- _DESCRIPTION OF THE TASK_
All of the listing below must be repeated word for word. Pictures are the only thing to omit.

- _GIVEN DATA_
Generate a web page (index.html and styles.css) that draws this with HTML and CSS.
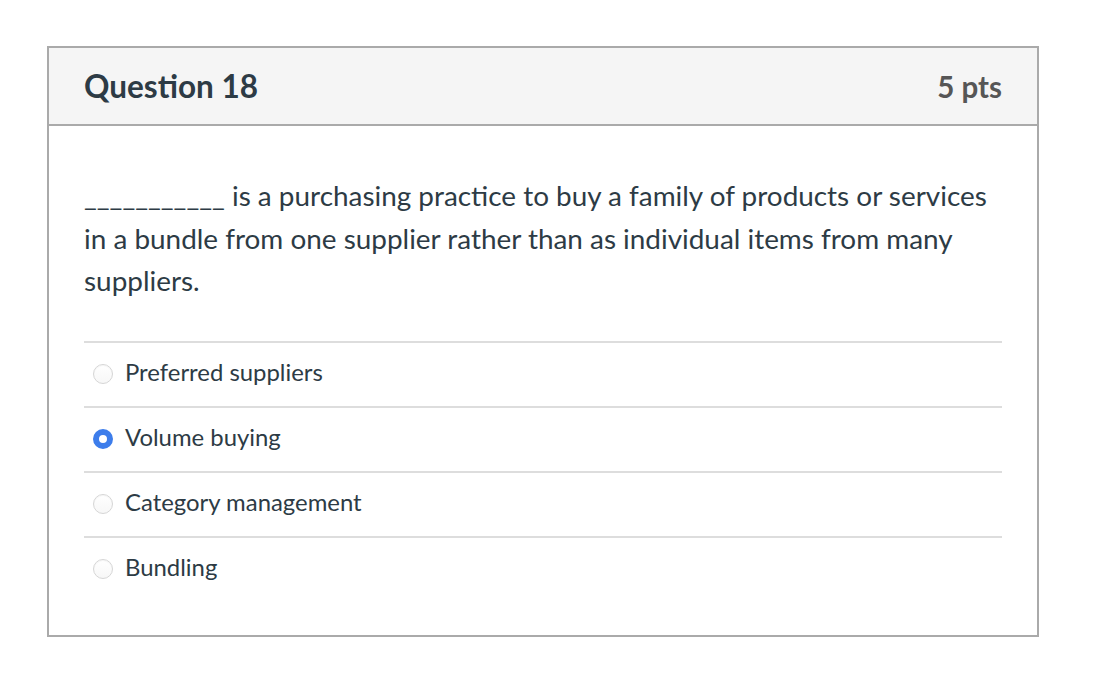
FILE: index.html
```html
<!DOCTYPE html>
<html>
<head>
<meta charset="utf-8">
<link rel="stylesheet" href="styles.css">
</head>
<body>
<div class="card">
  <div class="header">
    <div class="title">Question 18</div>
    <div class="pts">5 pts</div>
  </div>
  <div class="body">
    <div class="question">___________ is a purchasing practice to buy a family of products or services in a bundle from one supplier rather than as individual items from many suppliers.</div>
    <div class="answers">
      <div class="answer"><span class="radio"></span><span class="label">Preferred suppliers</span></div>
      <div class="answer"><span class="radio checked"></span><span class="label">Volume buying</span></div>
      <div class="answer"><span class="radio"></span><span class="label">Category management</span></div>
      <div class="answer"><span class="radio"></span><span class="label">Bundling</span></div>
    </div>
  </div>
</div>
</body>
</html>
```
FILE: styles.css
```css
html, body { margin: 0; padding: 0; background: #fff; }
body {
  font-family: Lato, "Liberation Sans", sans-serif;
  color: #2d3b45;
  padding: 46px 0 0 47px;
}
.card {
  width: 988px;
  border: 2px solid #aaaaaa;
  box-sizing: content-box;
}
.header {
  display: flex;
  justify-content: space-between;
  align-items: center;
  height: 76px;
  background: #f5f5f5;
  border-bottom: 2px solid #aaaaaa;
  padding: 0 35px 0 35px;
}
.title {
  font-size: 31.5px;
  font-weight: 700;
  color: #2d3b45;
}
.pts {
  font-size: 29.5px;
  font-weight: 700;
  color: #565656;
}
.body {
  padding: 48px 35px 34px 35px;
}
.question {
  font-size: 27.9px;
  line-height: 42.5px;
  color: #2d3b45;
}
.answers {
  margin-top: 39px;
}
.answer {
  display: flex;
  align-items: center;
  height: 63px;
  border-top: 2px solid #dddddd;
  padding-left: 9px;
  box-sizing: content-box;
}
.label {
  font-size: 23.9px;
  color: #2d3b45;
  margin-left: 12px;
  margin-bottom: 5px;
}
.radio {
  width: 18px;
  height: 18px;
  border-radius: 50%;
  border: 1px solid #d6d6d6;
  background: linear-gradient(#ffffff, #f7f7f7);
  box-shadow: inset 0 1px 1px rgba(0,0,0,0.04);
  box-sizing: content-box;
  flex: none;
}
.radio.checked {
  width: 8px;
  height: 8px;
  border: 6px solid #3d7deb;
  background: #fff;
  box-shadow: none;
}
```
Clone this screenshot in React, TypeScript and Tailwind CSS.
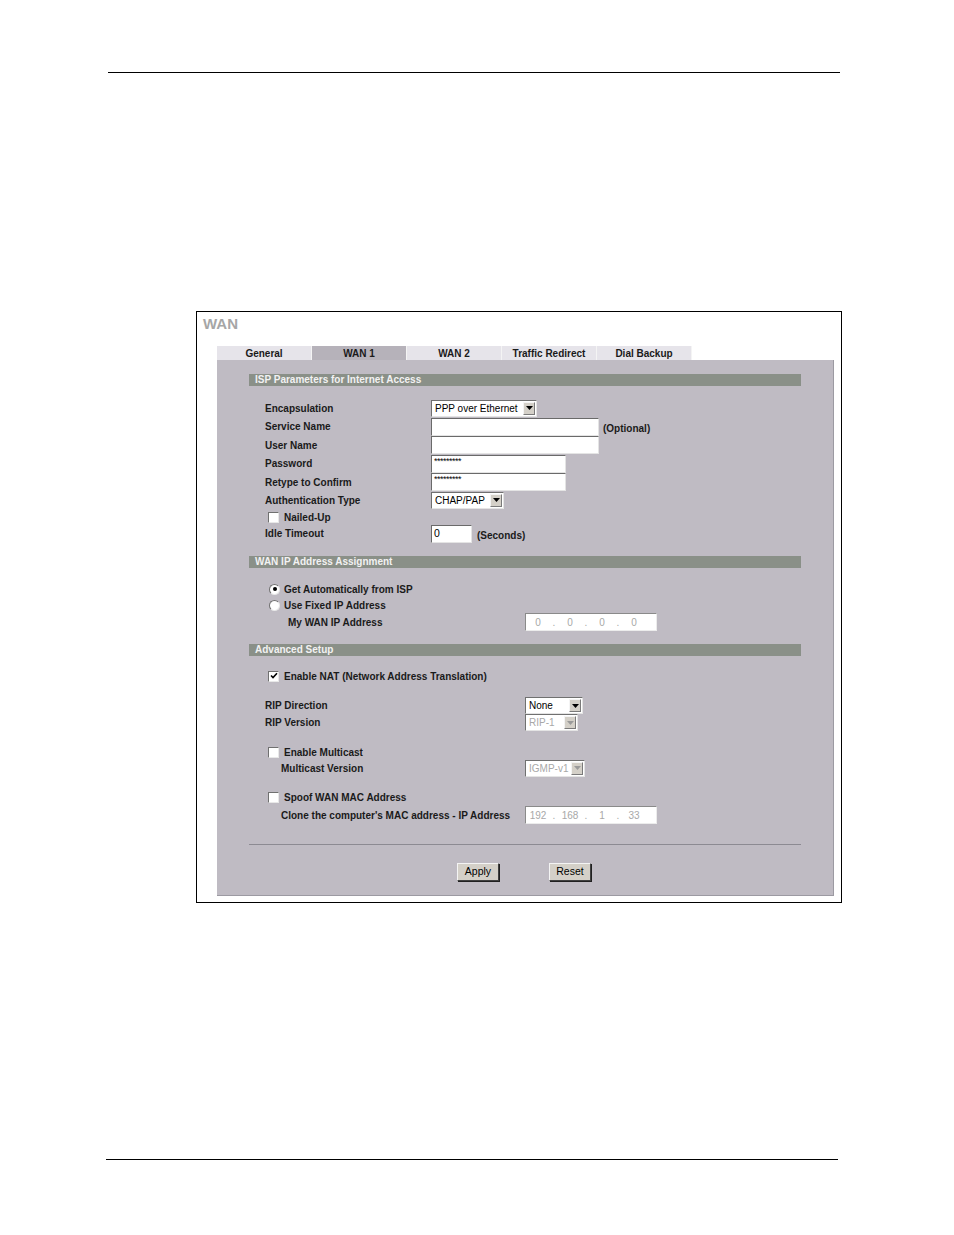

- _ANSWER TO THE TASK_
Generate a web page (index.html and styles.css) that draws this with HTML and CSS.
FILE: index.html
```html
<!DOCTYPE html>
<html>
<head>
<meta charset="utf-8">
<link rel="stylesheet" href="styles.css">
</head>
<body>
<div class="card">
  <div class="header">
    <div class="title">Question 18</div>
    <div class="pts">5 pts</div>
  </div>
  <div class="body">
    <div class="question">___________ is a purchasing practice to buy a family of products or services in a bundle from one supplier rather than as individual items from many suppliers.</div>
    <div class="answers">
      <div class="answer"><span class="radio"></span><span class="label">Preferred suppliers</span></div>
      <div class="answer"><span class="radio checked"></span><span class="label">Volume buying</span></div>
      <div class="answer"><span class="radio"></span><span class="label">Category management</span></div>
      <div class="answer"><span class="radio"></span><span class="label">Bundling</span></div>
    </div>
  </div>
</div>
</body>
</html>
```
FILE: styles.css
```css
html, body { margin: 0; padding: 0; background: #fff; }
body {
  font-family: Lato, "Liberation Sans", sans-serif;
  color: #2d3b45;
  padding: 46px 0 0 47px;
}
.card {
  width: 988px;
  border: 2px solid #aaaaaa;
  box-sizing: content-box;
}
.header {
  display: flex;
  justify-content: space-between;
  align-items: center;
  height: 76px;
  background: #f5f5f5;
  border-bottom: 2px solid #aaaaaa;
  padding: 0 35px 0 35px;
}
.title {
  font-size: 31.5px;
  font-weight: 700;
  color: #2d3b45;
}
.pts {
  font-size: 29.5px;
  font-weight: 700;
  color: #565656;
}
.body {
  padding: 48px 35px 34px 35px;
}
.question {
  font-size: 27.9px;
  line-height: 42.5px;
  color: #2d3b45;
}
.answers {
  margin-top: 39px;
}
.answer {
  display: flex;
  align-items: center;
  height: 63px;
  border-top: 2px solid #dddddd;
  padding-left: 9px;
  box-sizing: content-box;
}
.label {
  font-size: 23.9px;
  color: #2d3b45;
  margin-left: 12px;
  margin-bottom: 5px;
}
.radio {
  width: 18px;
  height: 18px;
  border-radius: 50%;
  border: 1px solid #d6d6d6;
  background: linear-gradient(#ffffff, #f7f7f7);
  box-shadow: inset 0 1px 1px rgba(0,0,0,0.04);
  box-sizing: content-box;
  flex: none;
}
.radio.checked {
  width: 8px;
  height: 8px;
  border: 6px solid #3d7deb;
  background: #fff;
  box-shadow: none;
}
```
Clone this screenshot in React, TypeScript and Tailwind CSS.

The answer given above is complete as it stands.